The Project returns to the great (or not-so-great, depending on your point of view) Northeast to tackle Wissinoming's St. Bartholomew. I've heard a lot of chatter about St. Bart's. The largest church in Archdiocese, they say. The longest aisle in the Archdiocese. Blah, blah blah.
You'd think I'd learn by now to mostly ignore John Q. Churchgoer, but like a cat, our curiosity always get the better of us. When someone makes a claim about a church, we simply have to either prove or disprove it, no matter how ridiculous it seems.
So, let's set the record straight--with an extra special emphasis.
With all due respect to St. Bart's, there is no larger church--repeat after me: No. Larger. Church--than East Germantown's Immaculate Conception. Not the Basilica. Not St. Martin of Tours. And most certainly not this tweener concoction. If anyone tells you differently, kick them in the shins for us.
That isn't based on any scientific measurement, mind you. Just our own eyes and our own perception. But it's guaranteed 100% accurate, or your money back.

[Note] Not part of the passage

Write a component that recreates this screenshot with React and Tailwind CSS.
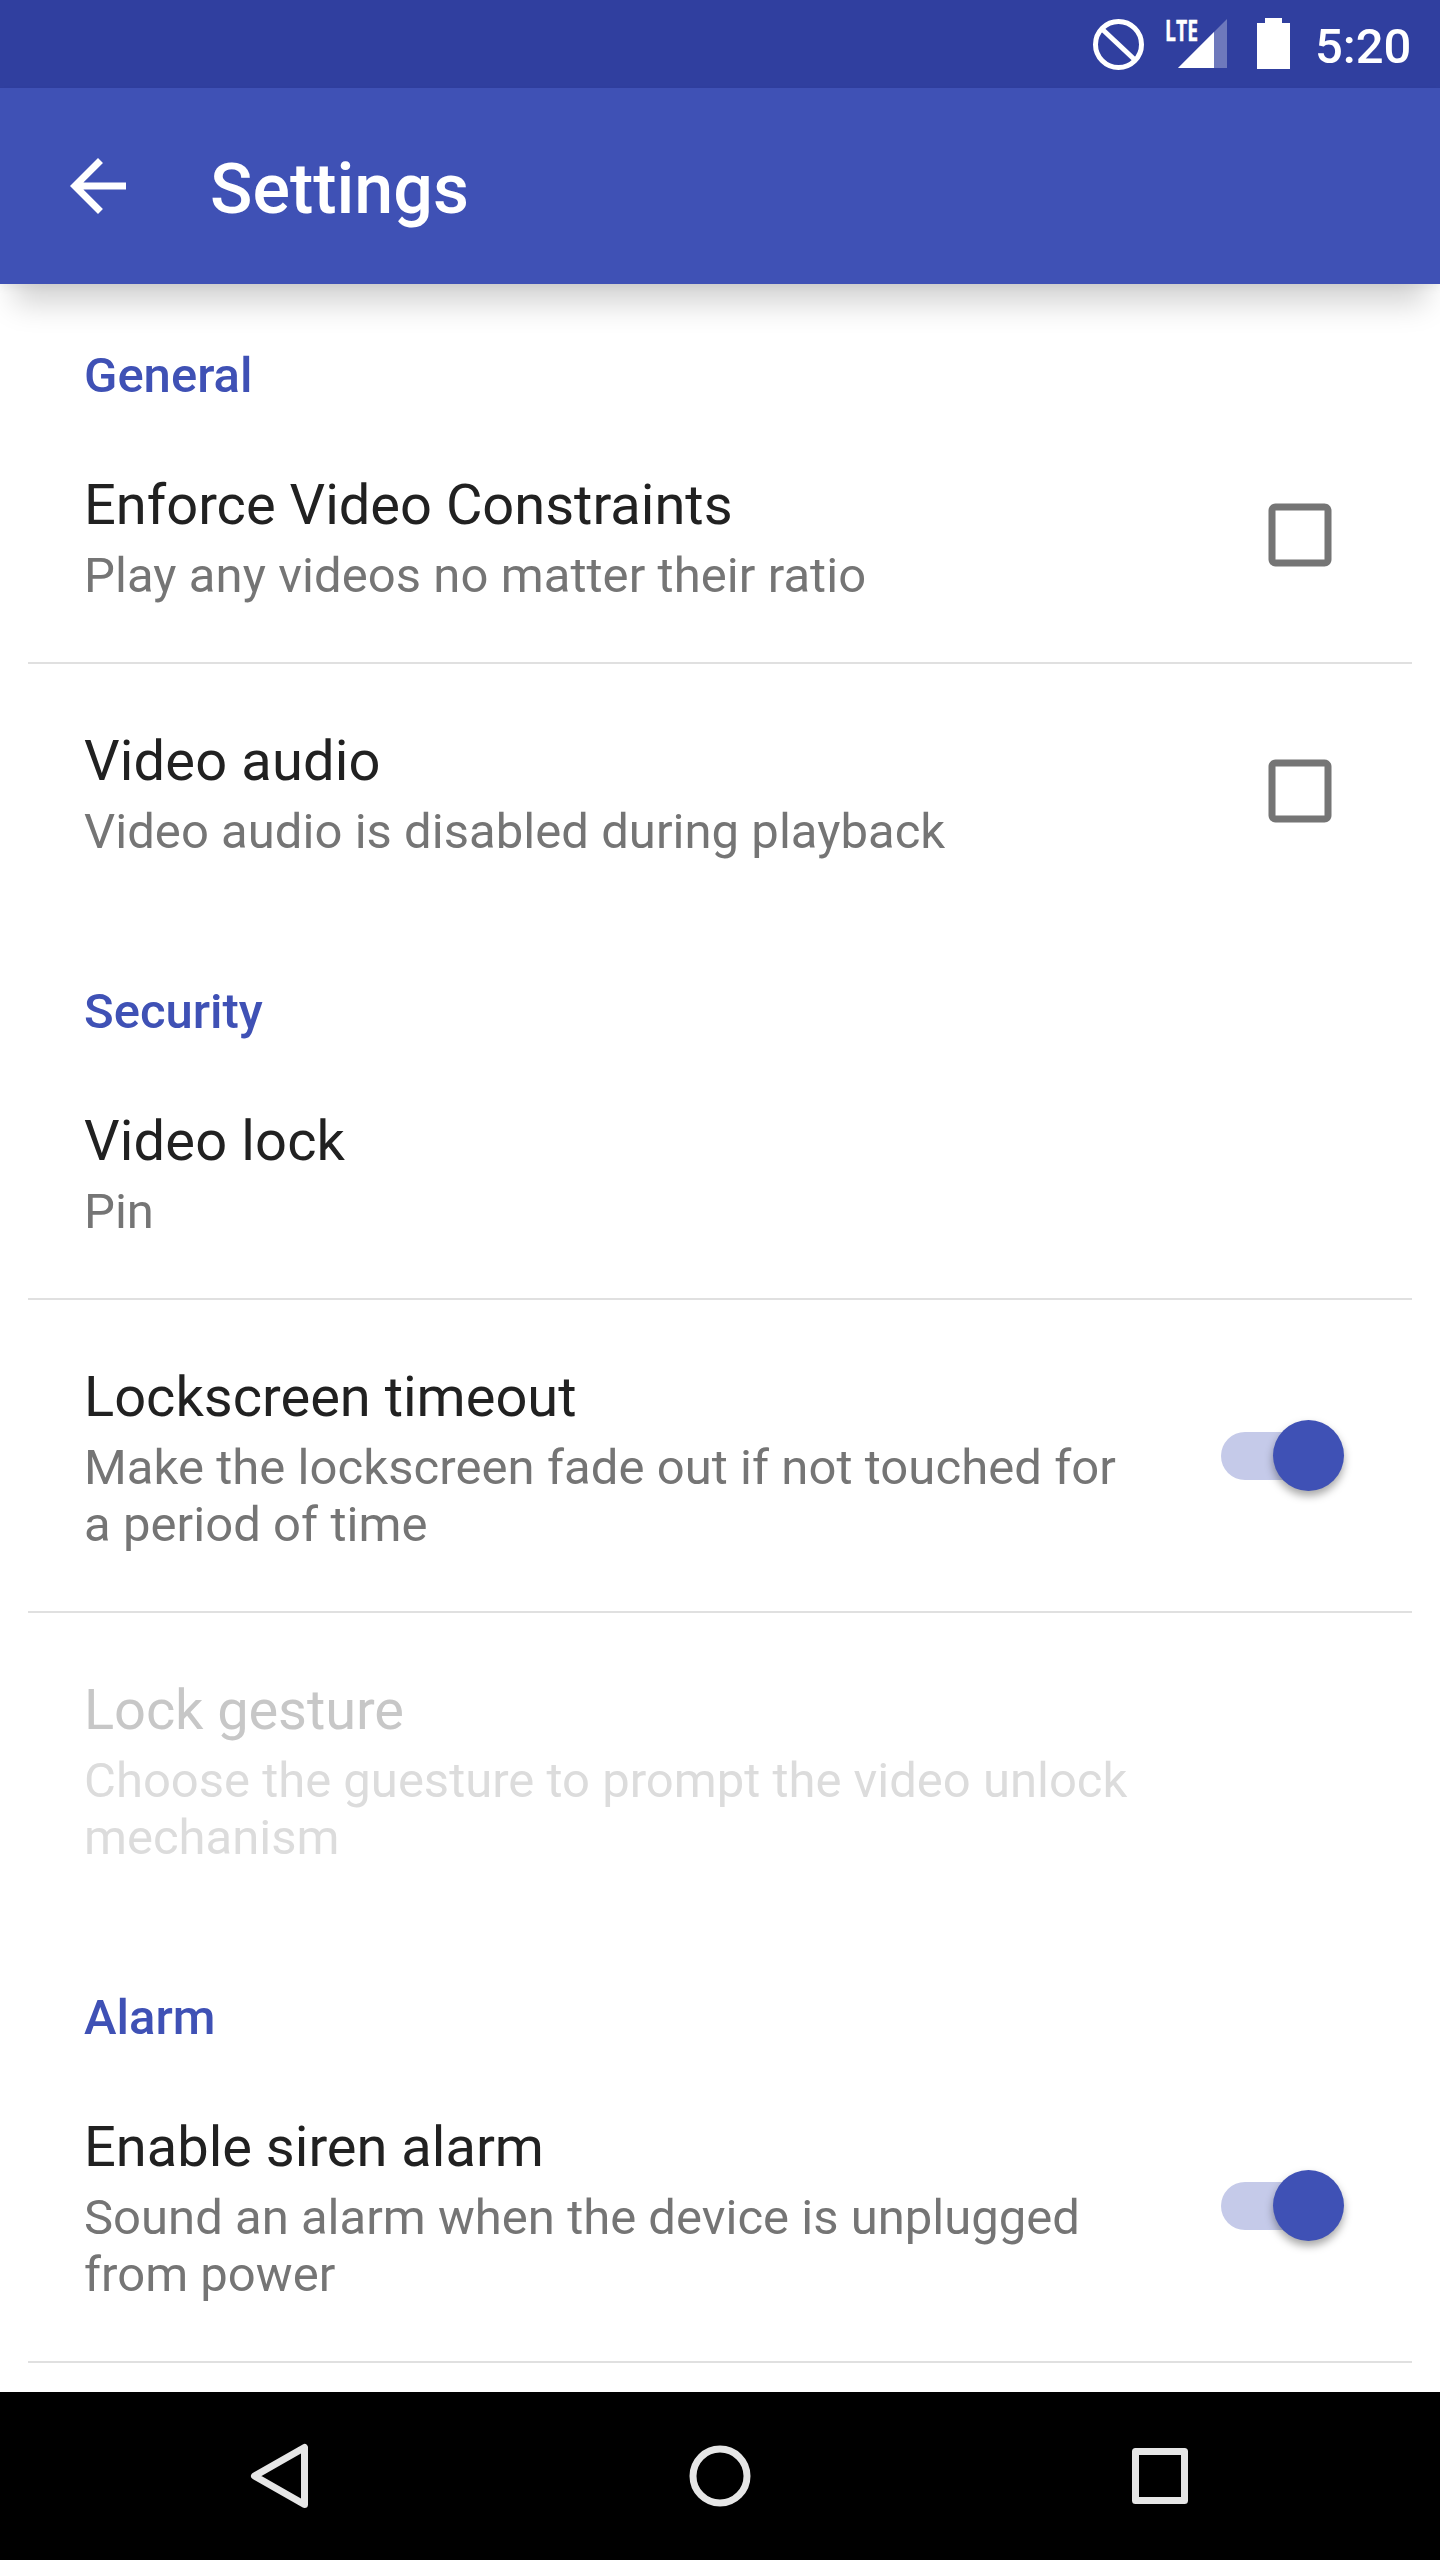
import React from "react";

function StatusBar() {
  return (
    <div className="flex h-[88px] items-center justify-end bg-[#303F9F] pr-[28px]">
      <svg className="h-[88px] w-[220px] shrink-0" viewBox="1090 0 220 88">
        <g fill="none" stroke="#fff" strokeWidth="5">
          <circle cx="1118.5" cy="44.5" r="23" />
          <path d="M1102 29 L1135 60" />
        </g>
        <path d="M1227 19V68H1178Z" fill="#fff" fillOpacity="0.3" />
        <path d="M1214 32V68H1178Z" fill="#fff" />
        <text x="1165" y="41" fill="#fff" stroke="#fff" strokeWidth="0.4" fontFamily="Open Sans" fontWeight="700" fontSize="29" textLength="33" lengthAdjust="spacingAndGlyphs">LTE</text>
        <path d="M1265 18h17v5h8v46h-33V23h8Z" fill="#fff" />
      </svg>
      <span className="mt-[6px] w-[102px] whitespace-nowrap pl-[5px] text-[49px] font-medium leading-[58px] text-white">5:20</span>
    </div>
  );
}

function AppBar() {
  return (
    <header className="relative flex h-[196px] items-center bg-[#3F51B5] pl-[56px] shadow-[0_34px_28px_-14px_rgba(0,0,0,0.17),0_4px_8px_rgba(0,0,0,0.05)]">
      <svg className="h-[84px] w-[84px]" viewBox="0 0 24 24" fill="#fff">
        <path d="M20 11H7.83l5.59-5.59L12 4l-8 8 8 8 1.41-1.41L7.83 13H20v-2z" />
      </svg>
      <h1 className="ml-[70px] mt-[6px] text-[70px] font-medium leading-[82px] text-white">Settings</h1>
    </header>
  );
}

function Section({ title, children }) {
  return (
    <section>
      <h2 className="h-[124px] px-[84px] pt-[63px] text-[49px] font-medium leading-[58px] text-[#3F51B5]">{title}</h2>
      {children}
    </section>
  );
}

function Checkbox() {
  return (
    <svg className="mb-[6px] mr-[2px] h-[84px] w-[84px]" viewBox="0 0 24 24" fill="#757575">
      <path d="M19 5v14H5V5h14m0-2H5c-1.1 0-2 .9-2 2v14c0 1.1.9 2 2 2h14c1.1 0 2-.9 2-2V5c0-1.1-.9-2-2-2z" />
    </svg>
  );
}

function Switch() {
  return (
    <div className="mb-[6px] flex h-[71px] w-[123px] items-center justify-end">
      <div className="h-[48px] w-[88px] rounded-l-full bg-[#C5CAE9]" />
      <div className="-ml-[36px] h-[71px] w-[71px] rounded-full bg-[#3F51B5] shadow-[0_5px_8px_rgba(0,0,0,0.35)]" />
    </div>
  );
}

function Row({ title, lines, control, disabled, divider, titleTracking = "", lineTracking = "" }) {
  return (
    <>
      <div className="flex items-center justify-between pb-[58px] pl-[84px] pr-[96px] pt-[64px]">
        <div className="whitespace-nowrap">
          <div className={`text-[56px] leading-[66px] ${disabled ? "text-[#C7C7C7]" : "text-[#212121]"} ${titleTracking}`}>{title}</div>
          <div className={`mt-[9px] text-[49px] leading-[57px] ${disabled ? "text-[#DCDCDC]" : "text-[#757575]"} ${lineTracking}`}>
            {lines.map((line) => (
              <div key={line}>{line}</div>
            ))}
          </div>
        </div>
        {control}
      </div>
      <div className={`mx-[28px] h-[2px] ${divider ? "bg-[#E0E0E0]" : ""}`} />
    </>
  );
}

function NavBar() {
  return (
    <nav className="flex h-[168px] items-center justify-between bg-black px-[238px]">
      <svg className="h-[84px] w-[84px]" viewBox="0 0 84 84" fill="none" stroke="#E6E6E6" strokeWidth="7" strokeLinejoin="round">
        <path d="M66.500 13.500V70.500L16.500 42Z" />
      </svg>
      <svg className="h-[84px] w-[84px]" viewBox="0 0 84 84" fill="none" stroke="#E6E6E6" strokeWidth="7">
        <circle cx="42" cy="42" r="27" />
      </svg>
      <svg className="h-[84px] w-[84px]" viewBox="0 0 84 84" fill="none" stroke="#E6E6E6" strokeWidth="7" strokeLinejoin="round">
        <rect x="17.500" y="17.500" width="49" height="49" />
      </svg>
    </nav>
  );
}

export default function App() {
  return (
    <div className="flex h-[2560px] w-[1440px] flex-col overflow-hidden bg-white font-['Roboto',sans-serif]">
      <StatusBar />
      <AppBar />
      <main className="min-h-0 flex-1 overflow-hidden">
        <Section title="General">
          <Row title="Enforce Video Constraints" lines={["Play any videos no matter their ratio"]} lineTracking="tracking-[0.07px]" control={<Checkbox />} divider />
          <Row title="Video audio" titleTracking="tracking-[0.15px]" lines={["Video audio is disabled during playback"]} lineTracking="tracking-[0.04px]" control={<Checkbox />} />
        </Section>
        <Section title="Security">
          <Row title="Video lock" titleTracking="tracking-[0.15px]" lines={["Pin"]} divider />
          <Row title="Lockscreen timeout" lines={["Make the lockscreen fade out if not touched for", "a period of time"]} lineTracking="tracking-[0.06px]" control={<Switch />} divider />
          <Row title="Lock gesture" titleTracking="tracking-[-0.1px]" lines={["Choose the guesture to prompt the video unlock", "mechanism"]} disabled />
        </Section>
        <Section title="Alarm">
          <Row title="Enable siren alarm" lines={["Sound an alarm when the device is unplugged", "from power"]} lineTracking="tracking-[0.02px]" control={<Switch />} divider />
        </Section>
      </main>
      <NavBar />
    </div>
  );
}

(Not that you want to necessarily be the largest. Immaculate's size poses a huge problem--pun intended--for its neighborhood. When the place inevitably goes under--and knowing the Archdiocese, it will sooner rather than later--that neighborhood is going to have planet-sized black hole that it may never recover from. Who's going to buy a church that size? Nobody, that's who.)
Anyway, I digress.
So what does St. Bartholomew bring to the table? Well, it may not be the biggest, but it's still a very large tweener that has the distinction of being the first Italian-Renaissance variation we've seen.
By that, I mean that most tweener churches tend to be vaguely Romanesque in character. Very large, lots of stone, not necessarily dripping with ornamentation. Perfect for keeping costs down in that nebulous1950s buffer zone.
Not here, though. St. Bart's is a tweener by way of Italian-Renaissance design. You can see it for yourself in the design, from the pediment-topped exterior face and pediment-shaped window and side-altar frames. Not to mention a surprisingly impressive red, white and gold baldachin. Add in some large and not-ugly profile stained glass windows, excellent woodwork and the aforementioned excellent size and scope, and you have a church that exceeds far more than it has any right to.
That's not to say it's perfect, of course. The plaster is largely unadorned, especially in the large transepts, so there's definitely a very spartan vibe. And the organ, if they have one, is unseen.
But for a church that dates to 1955, this is far nicer than any of its contemporaries. And as the latest tweener, date-wise, it's safe to say St. Bartholomew was the last respectable church built within the city of Philadelphia.
Not bad for a forgotten parish in the middle of a dying neighborhood, no?
LOOK FOR IT: The nave windows are perfectly rectangular. We've seen gothic pointed windows and circular windows, but never before a complete set of rectangular windows. A first for us.